• _Written exercise_
Go through the listing and set it down exactly, leaving out its pictures.

________________________________________

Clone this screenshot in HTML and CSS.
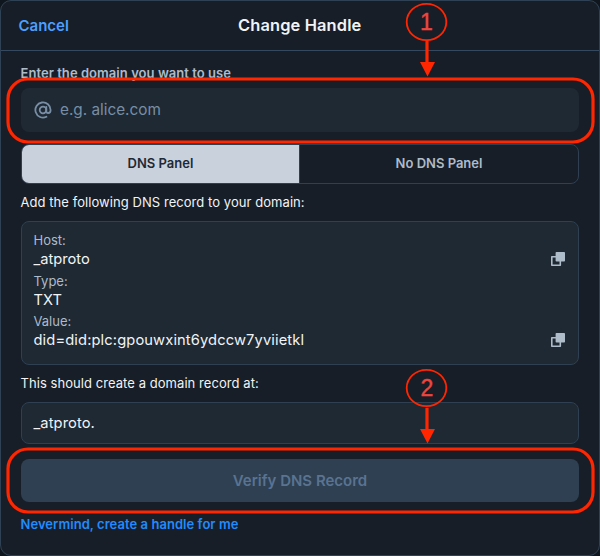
FILE: index.html
```html
<!DOCTYPE html>
<html lang="en">
<head>
<meta charset="utf-8">
<title>Change Handle</title>
<link rel="stylesheet" href="styles.css">
</head>
<body>
<main class="dialog">
  <header class="header">
    <a class="cancel">Cancel</a>
    <h1 class="title">Change Handle</h1>
    <span></span>
  </header>
  <div class="content">
    <label class="label">Enter the domain you want to use</label>
    <div class="input">
      <svg class="at" width="18" height="18" viewBox="0 0 18 18" fill="none" stroke="currentColor" stroke-width="1.8" stroke-linecap="round"><circle cx="9" cy="9" r="3.3"/><path d="M12.3 5.8v4.1c0 1.3.7 2.1 1.9 2.1 1.5 0 2.4-1.2 2.4-3A7.6 7.6 0 1 0 12.4 15.8"/></svg>
      <span class="placeholder">e.g. alice.com</span>
    </div>
    <div class="tabs">
      <div class="tab active">DNS Panel</div>
      <div class="tab">No DNS Panel</div>
    </div>
    <p class="hint hint-add">Add the following DNS record to your domain:</p>
    <div class="record">
      <div class="key">Host:</div>
      <div class="value"><span>_atproto</span>
        <svg class="copy" width="14" height="14" viewBox="0 0 14 14"><path d="M5 4.7H.8v8.5h8.5V9" fill="none" stroke="currentColor" stroke-width="1.6" stroke-linejoin="round"/><rect x="4.6" y="0" width="9.4" height="9.6" rx=".8" fill="currentColor"/></svg>
      </div>
      <div class="key">Type:</div>
      <div class="value">TXT</div>
      <div class="key">Value:</div>
      <div class="value"><span class="did">did=did:plc:gpouwxint6ydccw7yviietkl</span>
        <svg class="copy" width="14" height="14" viewBox="0 0 14 14"><path d="M5 4.7H.8v8.5h8.5V9" fill="none" stroke="currentColor" stroke-width="1.6" stroke-linejoin="round"/><rect x="4.6" y="0" width="9.4" height="9.6" rx=".8" fill="currentColor"/></svg>
      </div>
    </div>
    <p class="hint">This should create a domain record at:</p>
    <div class="result">_atproto.</div>
    <div class="verify">Verify DNS Record</div>
    <a class="never">Nevermind, create a handle for me</a>
  </div>
</main>
<svg class="marks" width="600" height="556" viewBox="0 0 600 556">
  <g fill="none" stroke="#ff2600" stroke-width="3.2">
    <rect x="8" y="79" width="585" height="63" rx="20"/>
    <rect x="8" y="449" width="585" height="63" rx="20"/>
    <path d="M427 40v24M427 408v24"/>
  </g>
  <g fill="none" stroke="#ff2600" stroke-width="1.8">
    <ellipse cx="426.5" cy="22" rx="19.8" ry="18.2"/>
    <ellipse cx="426.5" cy="388" rx="19.8" ry="18.2"/>
  </g>
  <path d="M420 62h15l-7.5 14.5zM420 429h15l-7.5 14.5z" fill="#ff2600"/>
  <g class="number" text-anchor="middle"><text x="426.5" y="29.6">1</text><text x="427" y="395.6">2</text></g>
</svg>
</body>
</html>
```
FILE: styles.css
```css
* { box-sizing: border-box; }
body {
  margin: 0;
  width: 600px;
  height: 556px;
  overflow: hidden;
  position: relative;
  background: #10161d;
  color: #f1f3f5;
  font-family: Inter, "Liberation Sans", sans-serif;
  font-size: 13px;
}
.dialog {
  height: 556px;
  border: 1px solid #2f4255;
  border-radius: 11px;
  background: #171e27;
}
.header {
  height: 50px;
  display: grid;
  grid-template-columns: 1fr auto 1fr;
  align-items: center;
  padding: 0 18px 1px 17.5px;
  border-bottom: 1px solid #344960;
}
.cancel { font-size: 15px; font-weight: 600; color: #4c9fff; }
.title { margin: 0; font-size: 16.4px; font-weight: 600; letter-spacing: 0.15px; }
.content { padding: 15px 20px 0; display: flex; flex-direction: column; }
.label { height: 22px; line-height: 15px; font-weight: 600; letter-spacing: 0.05px; margin-left: -0.5px; color: #aebbc9; }
.input {
  height: 44px;
  display: flex;
  align-items: center;
  gap: 8px;
  padding: 0 0 1px 13px;
  border-radius: 8px;
  background: #1e2933;
  color: #788ea5;
  font-size: 15.3px;
}
.tabs {
  height: 40px;
  margin-top: 12px;
  display: grid;
  grid-template-columns: 1fr 1fr;
  border: 1px solid #2e4052;
  border-radius: 8px;
  overflow: hidden;
}
.tab { display: flex; align-items: center; justify-content: center; padding-bottom: 2px; font-weight: 600; color: #aebbc9; }
.tab.active { background: #c9d1dc; color: #1e2936; border-right: 1px solid #2e4052; }
.hint { margin: 0 0 0 -0.5px; height: 37px; padding-bottom: 1px; display: flex; align-items: center; letter-spacing: 0.06px; }
.record {
  height: 144px;
  padding: 8px 13px 0 11.5px;
  border: 1px solid #2e4052;
  border-radius: 8px;
  background: #1e2933;
}
.key { height: 19px; line-height: 20px; color: #aebbc9; }
.value { height: 21.6px; line-height: 20px; display: flex; justify-content: space-between; align-items: flex-start; font-size: 14.7px; }
.did { letter-spacing: 0.12px; }
.copy { margin-top: 2.6px; color: #aebbc9; }
.result {
  height: 42px;
  padding-left: 11.5px;
  display: flex;
  align-items: center;
  border: 1px solid #2e4052;
  border-radius: 8px;
  background: #1e2933;
  font-size: 14.7px;
  letter-spacing: 0.1px;
}
.verify {
  height: 43px;
  margin-top: 15px;
  display: flex;
  align-items: center;
  justify-content: center;
  border-radius: 8px;
  background: #2e4052;
  color: #5a7391;
  font-size: 15px;
  font-weight: 600;
}
.never { margin: 14px 0 0 -0.5px; line-height: 16px; font-weight: 600; letter-spacing: 0.05px; color: #208bfe; }
.marks { position: absolute; left: 0; top: 0; }
.number { font-family: "Liberation Sans", sans-serif; font-size: 23px; fill: #ee453d; stroke: #ee453d; stroke-width: .4px; }
```
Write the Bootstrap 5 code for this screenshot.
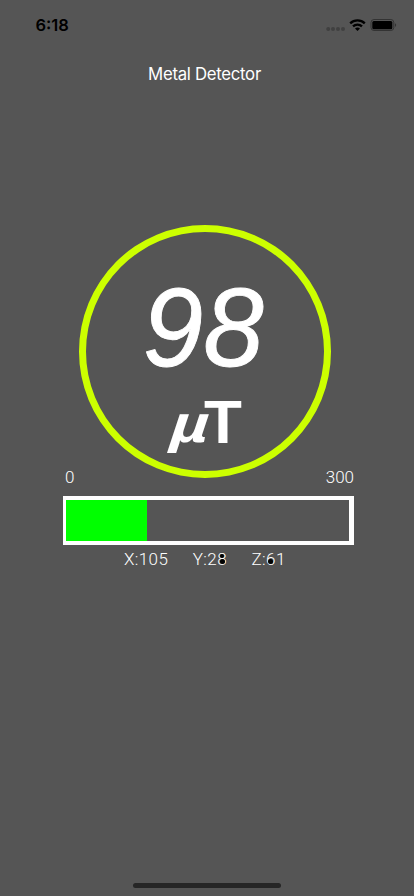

________________________________________

• _Problem solution_
Clone this screenshot in HTML and CSS.
FILE: index.html
```html
<!DOCTYPE html>
<html lang="en">
<head>
<meta charset="utf-8">
<title>Change Handle</title>
<link rel="stylesheet" href="styles.css">
</head>
<body>
<main class="dialog">
  <header class="header">
    <a class="cancel">Cancel</a>
    <h1 class="title">Change Handle</h1>
    <span></span>
  </header>
  <div class="content">
    <label class="label">Enter the domain you want to use</label>
    <div class="input">
      <svg class="at" width="18" height="18" viewBox="0 0 18 18" fill="none" stroke="currentColor" stroke-width="1.8" stroke-linecap="round"><circle cx="9" cy="9" r="3.3"/><path d="M12.3 5.8v4.1c0 1.3.7 2.1 1.9 2.1 1.5 0 2.4-1.2 2.4-3A7.6 7.6 0 1 0 12.4 15.8"/></svg>
      <span class="placeholder">e.g. alice.com</span>
    </div>
    <div class="tabs">
      <div class="tab active">DNS Panel</div>
      <div class="tab">No DNS Panel</div>
    </div>
    <p class="hint hint-add">Add the following DNS record to your domain:</p>
    <div class="record">
      <div class="key">Host:</div>
      <div class="value"><span>_atproto</span>
        <svg class="copy" width="14" height="14" viewBox="0 0 14 14"><path d="M5 4.7H.8v8.5h8.5V9" fill="none" stroke="currentColor" stroke-width="1.6" stroke-linejoin="round"/><rect x="4.6" y="0" width="9.4" height="9.6" rx=".8" fill="currentColor"/></svg>
      </div>
      <div class="key">Type:</div>
      <div class="value">TXT</div>
      <div class="key">Value:</div>
      <div class="value"><span class="did">did=did:plc:gpouwxint6ydccw7yviietkl</span>
        <svg class="copy" width="14" height="14" viewBox="0 0 14 14"><path d="M5 4.7H.8v8.5h8.5V9" fill="none" stroke="currentColor" stroke-width="1.6" stroke-linejoin="round"/><rect x="4.6" y="0" width="9.4" height="9.6" rx=".8" fill="currentColor"/></svg>
      </div>
    </div>
    <p class="hint">This should create a domain record at:</p>
    <div class="result">_atproto.</div>
    <div class="verify">Verify DNS Record</div>
    <a class="never">Nevermind, create a handle for me</a>
  </div>
</main>
<svg class="marks" width="600" height="556" viewBox="0 0 600 556">
  <g fill="none" stroke="#ff2600" stroke-width="3.2">
    <rect x="8" y="79" width="585" height="63" rx="20"/>
    <rect x="8" y="449" width="585" height="63" rx="20"/>
    <path d="M427 40v24M427 408v24"/>
  </g>
  <g fill="none" stroke="#ff2600" stroke-width="1.8">
    <ellipse cx="426.5" cy="22" rx="19.8" ry="18.2"/>
    <ellipse cx="426.5" cy="388" rx="19.8" ry="18.2"/>
  </g>
  <path d="M420 62h15l-7.5 14.5zM420 429h15l-7.5 14.5z" fill="#ff2600"/>
  <g class="number" text-anchor="middle"><text x="426.5" y="29.6">1</text><text x="427" y="395.6">2</text></g>
</svg>
</body>
</html>
```
FILE: styles.css
```css
* { box-sizing: border-box; }
body {
  margin: 0;
  width: 600px;
  height: 556px;
  overflow: hidden;
  position: relative;
  background: #10161d;
  color: #f1f3f5;
  font-family: Inter, "Liberation Sans", sans-serif;
  font-size: 13px;
}
.dialog {
  height: 556px;
  border: 1px solid #2f4255;
  border-radius: 11px;
  background: #171e27;
}
.header {
  height: 50px;
  display: grid;
  grid-template-columns: 1fr auto 1fr;
  align-items: center;
  padding: 0 18px 1px 17.5px;
  border-bottom: 1px solid #344960;
}
.cancel { font-size: 15px; font-weight: 600; color: #4c9fff; }
.title { margin: 0; font-size: 16.4px; font-weight: 600; letter-spacing: 0.15px; }
.content { padding: 15px 20px 0; display: flex; flex-direction: column; }
.label { height: 22px; line-height: 15px; font-weight: 600; letter-spacing: 0.05px; margin-left: -0.5px; color: #aebbc9; }
.input {
  height: 44px;
  display: flex;
  align-items: center;
  gap: 8px;
  padding: 0 0 1px 13px;
  border-radius: 8px;
  background: #1e2933;
  color: #788ea5;
  font-size: 15.3px;
}
.tabs {
  height: 40px;
  margin-top: 12px;
  display: grid;
  grid-template-columns: 1fr 1fr;
  border: 1px solid #2e4052;
  border-radius: 8px;
  overflow: hidden;
}
.tab { display: flex; align-items: center; justify-content: center; padding-bottom: 2px; font-weight: 600; color: #aebbc9; }
.tab.active { background: #c9d1dc; color: #1e2936; border-right: 1px solid #2e4052; }
.hint { margin: 0 0 0 -0.5px; height: 37px; padding-bottom: 1px; display: flex; align-items: center; letter-spacing: 0.06px; }
.record {
  height: 144px;
  padding: 8px 13px 0 11.5px;
  border: 1px solid #2e4052;
  border-radius: 8px;
  background: #1e2933;
}
.key { height: 19px; line-height: 20px; color: #aebbc9; }
.value { height: 21.6px; line-height: 20px; display: flex; justify-content: space-between; align-items: flex-start; font-size: 14.7px; }
.did { letter-spacing: 0.12px; }
.copy { margin-top: 2.6px; color: #aebbc9; }
.result {
  height: 42px;
  padding-left: 11.5px;
  display: flex;
  align-items: center;
  border: 1px solid #2e4052;
  border-radius: 8px;
  background: #1e2933;
  font-size: 14.7px;
  letter-spacing: 0.1px;
}
.verify {
  height: 43px;
  margin-top: 15px;
  display: flex;
  align-items: center;
  justify-content: center;
  border-radius: 8px;
  background: #2e4052;
  color: #5a7391;
  font-size: 15px;
  font-weight: 600;
}
.never { margin: 14px 0 0 -0.5px; line-height: 16px; font-weight: 600; letter-spacing: 0.05px; color: #208bfe; }
.marks { position: absolute; left: 0; top: 0; }
.number { font-family: "Liberation Sans", sans-serif; font-size: 23px; fill: #ee453d; stroke: #ee453d; stroke-width: .4px; }
```
Write the Bootstrap 5 code for this screenshot.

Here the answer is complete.